What you will do: Work through the records below and tally every line containing "this". Reply with the total alone.

Source records:
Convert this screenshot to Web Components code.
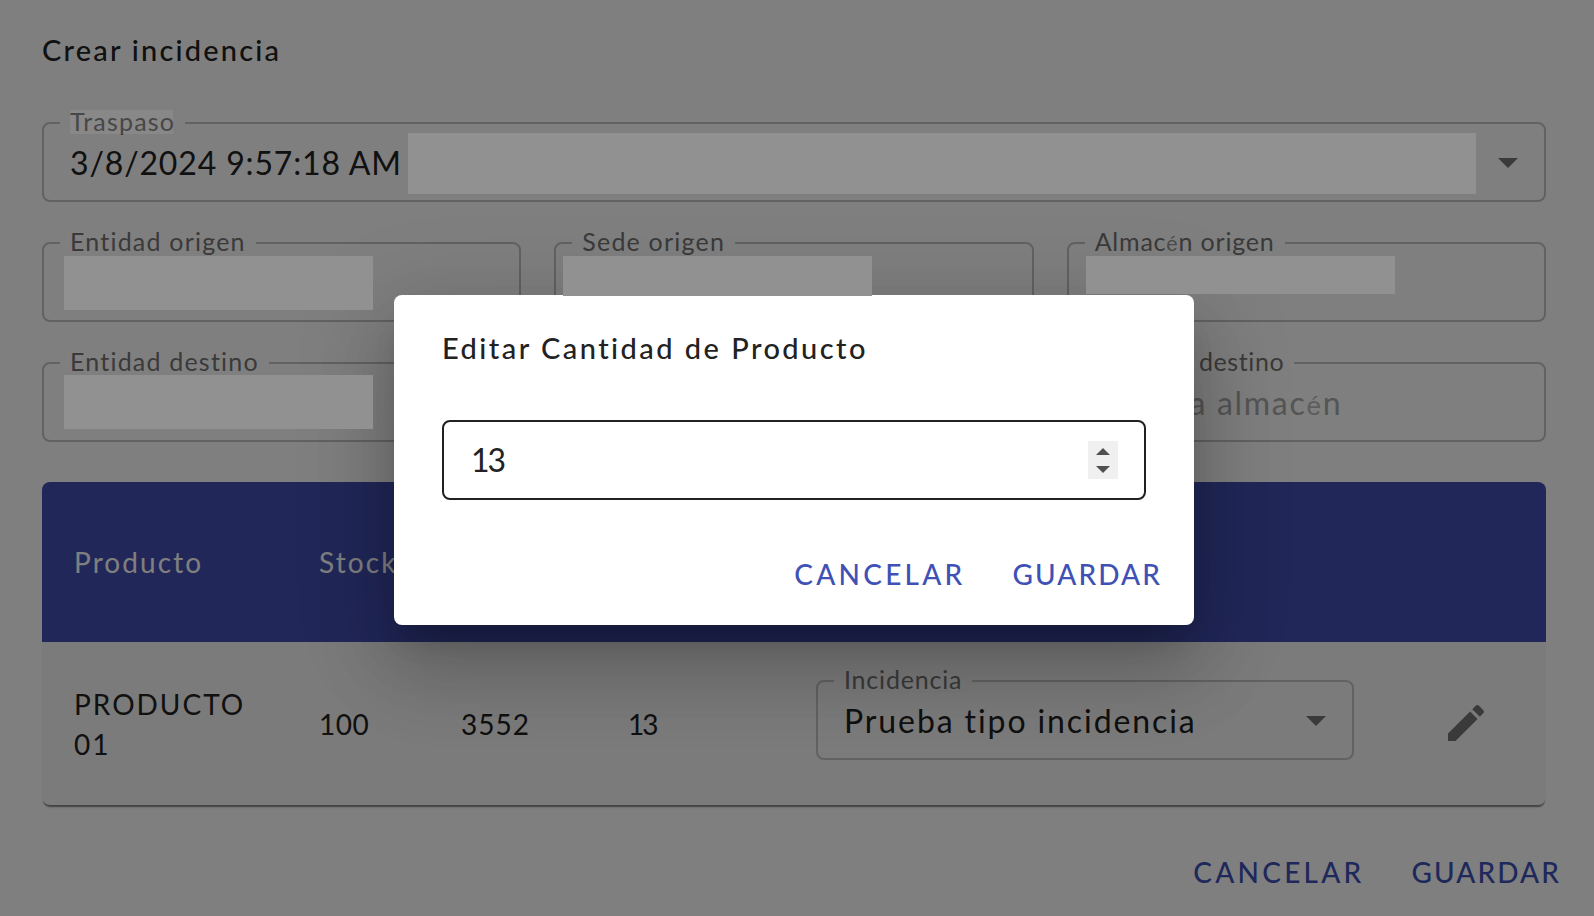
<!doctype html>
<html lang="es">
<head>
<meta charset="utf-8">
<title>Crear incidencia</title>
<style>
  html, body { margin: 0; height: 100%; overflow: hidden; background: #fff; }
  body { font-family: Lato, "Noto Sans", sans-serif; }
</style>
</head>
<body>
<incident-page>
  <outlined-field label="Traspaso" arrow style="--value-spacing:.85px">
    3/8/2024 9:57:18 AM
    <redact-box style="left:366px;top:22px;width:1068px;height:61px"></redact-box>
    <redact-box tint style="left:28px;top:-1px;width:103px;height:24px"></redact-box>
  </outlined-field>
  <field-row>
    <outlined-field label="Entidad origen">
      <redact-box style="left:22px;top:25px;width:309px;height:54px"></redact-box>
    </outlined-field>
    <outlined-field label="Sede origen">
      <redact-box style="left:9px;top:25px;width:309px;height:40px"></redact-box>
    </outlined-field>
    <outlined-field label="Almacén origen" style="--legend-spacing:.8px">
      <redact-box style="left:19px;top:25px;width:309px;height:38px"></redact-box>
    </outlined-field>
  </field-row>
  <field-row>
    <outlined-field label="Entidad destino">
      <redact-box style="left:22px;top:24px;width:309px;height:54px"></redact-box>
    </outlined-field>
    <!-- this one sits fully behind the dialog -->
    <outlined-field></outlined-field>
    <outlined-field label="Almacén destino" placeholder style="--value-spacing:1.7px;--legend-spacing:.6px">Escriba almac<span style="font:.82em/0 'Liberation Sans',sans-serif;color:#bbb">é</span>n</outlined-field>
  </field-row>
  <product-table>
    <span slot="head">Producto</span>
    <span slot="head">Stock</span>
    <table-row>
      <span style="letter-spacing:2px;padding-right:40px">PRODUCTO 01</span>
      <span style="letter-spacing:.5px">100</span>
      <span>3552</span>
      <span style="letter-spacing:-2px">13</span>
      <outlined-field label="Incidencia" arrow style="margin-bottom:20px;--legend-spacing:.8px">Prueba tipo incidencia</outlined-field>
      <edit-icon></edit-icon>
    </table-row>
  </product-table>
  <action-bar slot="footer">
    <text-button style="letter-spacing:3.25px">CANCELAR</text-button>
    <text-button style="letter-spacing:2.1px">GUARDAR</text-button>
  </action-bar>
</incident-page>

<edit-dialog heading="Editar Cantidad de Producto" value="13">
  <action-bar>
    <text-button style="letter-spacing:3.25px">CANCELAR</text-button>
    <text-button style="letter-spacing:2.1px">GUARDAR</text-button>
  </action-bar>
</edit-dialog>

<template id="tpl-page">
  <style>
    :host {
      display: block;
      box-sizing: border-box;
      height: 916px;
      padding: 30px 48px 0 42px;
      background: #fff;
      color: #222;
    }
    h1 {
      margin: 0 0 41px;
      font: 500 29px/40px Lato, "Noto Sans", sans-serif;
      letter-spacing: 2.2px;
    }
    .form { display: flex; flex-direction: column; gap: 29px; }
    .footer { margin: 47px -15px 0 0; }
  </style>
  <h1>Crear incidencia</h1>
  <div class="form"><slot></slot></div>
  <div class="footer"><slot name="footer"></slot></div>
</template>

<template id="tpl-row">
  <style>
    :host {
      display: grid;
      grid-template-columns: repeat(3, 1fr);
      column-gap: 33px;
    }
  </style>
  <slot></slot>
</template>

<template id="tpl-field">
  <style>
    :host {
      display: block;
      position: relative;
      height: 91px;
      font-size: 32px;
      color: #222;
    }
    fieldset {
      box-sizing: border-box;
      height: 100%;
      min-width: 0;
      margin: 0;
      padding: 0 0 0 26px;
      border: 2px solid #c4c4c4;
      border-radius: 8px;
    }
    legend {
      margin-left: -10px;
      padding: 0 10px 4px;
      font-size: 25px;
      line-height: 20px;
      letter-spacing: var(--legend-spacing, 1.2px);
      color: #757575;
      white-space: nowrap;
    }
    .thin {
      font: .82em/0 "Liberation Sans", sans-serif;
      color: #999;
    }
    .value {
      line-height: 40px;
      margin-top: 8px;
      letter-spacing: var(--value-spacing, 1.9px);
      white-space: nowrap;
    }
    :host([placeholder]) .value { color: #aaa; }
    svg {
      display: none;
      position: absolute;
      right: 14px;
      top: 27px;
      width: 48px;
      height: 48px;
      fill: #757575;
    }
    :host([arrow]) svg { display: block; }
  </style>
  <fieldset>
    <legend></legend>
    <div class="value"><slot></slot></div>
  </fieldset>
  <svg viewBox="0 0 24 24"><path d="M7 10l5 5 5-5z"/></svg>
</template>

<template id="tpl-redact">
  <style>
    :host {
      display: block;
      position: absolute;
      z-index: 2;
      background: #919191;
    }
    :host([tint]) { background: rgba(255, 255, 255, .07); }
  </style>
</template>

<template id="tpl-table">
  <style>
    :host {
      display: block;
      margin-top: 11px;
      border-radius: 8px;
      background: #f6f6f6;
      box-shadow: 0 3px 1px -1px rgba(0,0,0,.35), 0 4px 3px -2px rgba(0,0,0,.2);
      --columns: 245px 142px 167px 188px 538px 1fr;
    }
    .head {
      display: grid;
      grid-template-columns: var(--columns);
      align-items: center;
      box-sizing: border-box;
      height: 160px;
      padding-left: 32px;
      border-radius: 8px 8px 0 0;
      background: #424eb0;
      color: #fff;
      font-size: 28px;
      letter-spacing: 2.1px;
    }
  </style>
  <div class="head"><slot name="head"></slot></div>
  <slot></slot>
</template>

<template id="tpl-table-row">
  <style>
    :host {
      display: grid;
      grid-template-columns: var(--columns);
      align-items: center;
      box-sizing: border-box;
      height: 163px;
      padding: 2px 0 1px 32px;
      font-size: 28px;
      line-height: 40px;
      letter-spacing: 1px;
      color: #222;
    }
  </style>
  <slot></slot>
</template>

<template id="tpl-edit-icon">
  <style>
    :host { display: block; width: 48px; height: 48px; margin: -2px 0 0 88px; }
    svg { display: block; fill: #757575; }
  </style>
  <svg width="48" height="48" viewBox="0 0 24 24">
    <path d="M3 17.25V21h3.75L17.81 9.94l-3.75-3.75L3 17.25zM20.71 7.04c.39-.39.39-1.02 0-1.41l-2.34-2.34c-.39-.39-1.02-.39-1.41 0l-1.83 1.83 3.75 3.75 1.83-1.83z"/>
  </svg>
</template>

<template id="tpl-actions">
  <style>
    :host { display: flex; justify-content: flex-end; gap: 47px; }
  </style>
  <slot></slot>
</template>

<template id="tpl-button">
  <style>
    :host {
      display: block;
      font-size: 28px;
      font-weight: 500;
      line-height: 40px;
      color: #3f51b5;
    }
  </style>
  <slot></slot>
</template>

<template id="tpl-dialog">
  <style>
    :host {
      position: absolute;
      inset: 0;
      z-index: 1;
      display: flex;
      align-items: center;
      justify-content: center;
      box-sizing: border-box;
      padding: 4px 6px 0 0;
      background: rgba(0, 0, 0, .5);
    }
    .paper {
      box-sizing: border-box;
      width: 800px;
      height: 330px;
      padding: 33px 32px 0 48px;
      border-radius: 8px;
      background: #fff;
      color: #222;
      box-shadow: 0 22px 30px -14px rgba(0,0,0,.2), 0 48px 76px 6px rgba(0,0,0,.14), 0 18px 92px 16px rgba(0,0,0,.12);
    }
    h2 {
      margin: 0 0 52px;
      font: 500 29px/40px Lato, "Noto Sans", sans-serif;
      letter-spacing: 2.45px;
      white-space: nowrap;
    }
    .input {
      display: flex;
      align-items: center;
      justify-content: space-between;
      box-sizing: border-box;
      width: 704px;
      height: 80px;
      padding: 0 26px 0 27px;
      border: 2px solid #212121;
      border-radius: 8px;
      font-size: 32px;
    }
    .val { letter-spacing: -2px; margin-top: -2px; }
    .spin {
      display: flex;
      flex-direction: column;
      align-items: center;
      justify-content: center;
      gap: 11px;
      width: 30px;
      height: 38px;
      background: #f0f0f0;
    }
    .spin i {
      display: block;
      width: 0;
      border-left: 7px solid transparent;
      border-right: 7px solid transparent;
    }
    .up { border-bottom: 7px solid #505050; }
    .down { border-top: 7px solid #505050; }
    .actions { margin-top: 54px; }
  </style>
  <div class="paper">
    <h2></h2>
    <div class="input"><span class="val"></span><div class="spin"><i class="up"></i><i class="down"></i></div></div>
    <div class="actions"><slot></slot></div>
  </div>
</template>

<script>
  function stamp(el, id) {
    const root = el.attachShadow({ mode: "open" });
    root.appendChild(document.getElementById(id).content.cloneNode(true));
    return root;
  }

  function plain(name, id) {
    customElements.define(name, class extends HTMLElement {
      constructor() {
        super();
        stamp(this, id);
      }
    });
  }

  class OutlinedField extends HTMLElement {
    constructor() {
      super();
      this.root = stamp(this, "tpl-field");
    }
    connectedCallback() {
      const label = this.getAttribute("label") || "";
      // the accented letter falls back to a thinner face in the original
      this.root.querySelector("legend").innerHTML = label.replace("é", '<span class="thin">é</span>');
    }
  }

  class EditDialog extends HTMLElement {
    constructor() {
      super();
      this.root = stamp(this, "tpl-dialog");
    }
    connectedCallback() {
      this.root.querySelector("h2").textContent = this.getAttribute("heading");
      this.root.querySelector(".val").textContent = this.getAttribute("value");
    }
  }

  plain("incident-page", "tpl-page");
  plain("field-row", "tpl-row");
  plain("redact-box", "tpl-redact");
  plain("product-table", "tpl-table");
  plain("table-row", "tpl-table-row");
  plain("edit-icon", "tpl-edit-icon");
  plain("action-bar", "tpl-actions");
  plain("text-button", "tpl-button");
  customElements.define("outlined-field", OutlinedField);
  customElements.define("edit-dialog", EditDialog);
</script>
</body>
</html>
---
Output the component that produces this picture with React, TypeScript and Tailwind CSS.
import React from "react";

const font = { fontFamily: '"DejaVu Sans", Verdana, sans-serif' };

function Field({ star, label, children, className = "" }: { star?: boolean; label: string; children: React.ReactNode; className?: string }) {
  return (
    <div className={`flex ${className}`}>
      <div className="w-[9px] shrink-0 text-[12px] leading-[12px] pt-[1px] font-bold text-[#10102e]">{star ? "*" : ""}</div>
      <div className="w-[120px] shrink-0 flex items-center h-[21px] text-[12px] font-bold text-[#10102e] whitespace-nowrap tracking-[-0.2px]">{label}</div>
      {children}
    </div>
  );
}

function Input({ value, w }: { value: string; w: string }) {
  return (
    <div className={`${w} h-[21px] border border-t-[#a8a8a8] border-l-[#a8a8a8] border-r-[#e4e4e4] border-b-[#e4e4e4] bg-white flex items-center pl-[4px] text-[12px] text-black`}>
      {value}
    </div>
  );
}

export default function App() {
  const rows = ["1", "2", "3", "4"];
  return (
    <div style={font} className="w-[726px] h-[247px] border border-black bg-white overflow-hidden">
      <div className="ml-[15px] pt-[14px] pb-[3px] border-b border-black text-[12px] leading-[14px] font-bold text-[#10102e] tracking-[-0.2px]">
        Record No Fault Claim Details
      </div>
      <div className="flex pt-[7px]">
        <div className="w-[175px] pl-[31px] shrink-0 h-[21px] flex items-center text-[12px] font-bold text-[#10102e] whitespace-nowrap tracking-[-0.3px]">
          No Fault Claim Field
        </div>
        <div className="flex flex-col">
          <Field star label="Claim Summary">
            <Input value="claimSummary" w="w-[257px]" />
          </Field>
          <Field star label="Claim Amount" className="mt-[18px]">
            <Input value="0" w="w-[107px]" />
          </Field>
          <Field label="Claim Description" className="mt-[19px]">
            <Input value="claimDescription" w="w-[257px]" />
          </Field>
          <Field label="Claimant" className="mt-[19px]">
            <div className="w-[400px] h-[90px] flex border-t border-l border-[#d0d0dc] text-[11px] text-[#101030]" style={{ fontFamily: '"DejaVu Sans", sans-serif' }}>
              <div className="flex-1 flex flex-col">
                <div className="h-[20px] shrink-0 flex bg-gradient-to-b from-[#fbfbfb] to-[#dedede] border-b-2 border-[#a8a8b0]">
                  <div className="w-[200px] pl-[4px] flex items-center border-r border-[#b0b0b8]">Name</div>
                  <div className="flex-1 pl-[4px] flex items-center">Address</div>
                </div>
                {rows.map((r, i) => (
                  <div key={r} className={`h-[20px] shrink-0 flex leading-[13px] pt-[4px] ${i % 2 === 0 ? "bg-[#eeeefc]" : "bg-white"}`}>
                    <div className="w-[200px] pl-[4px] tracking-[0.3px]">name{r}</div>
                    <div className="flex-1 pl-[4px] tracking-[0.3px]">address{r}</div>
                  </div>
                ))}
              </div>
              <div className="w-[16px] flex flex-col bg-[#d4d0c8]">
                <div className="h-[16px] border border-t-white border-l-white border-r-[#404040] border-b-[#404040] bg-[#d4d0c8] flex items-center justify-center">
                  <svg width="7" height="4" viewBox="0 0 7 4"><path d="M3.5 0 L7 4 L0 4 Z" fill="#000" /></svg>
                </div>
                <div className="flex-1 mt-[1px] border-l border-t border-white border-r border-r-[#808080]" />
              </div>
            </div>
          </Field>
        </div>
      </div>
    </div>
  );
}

Right answer: 10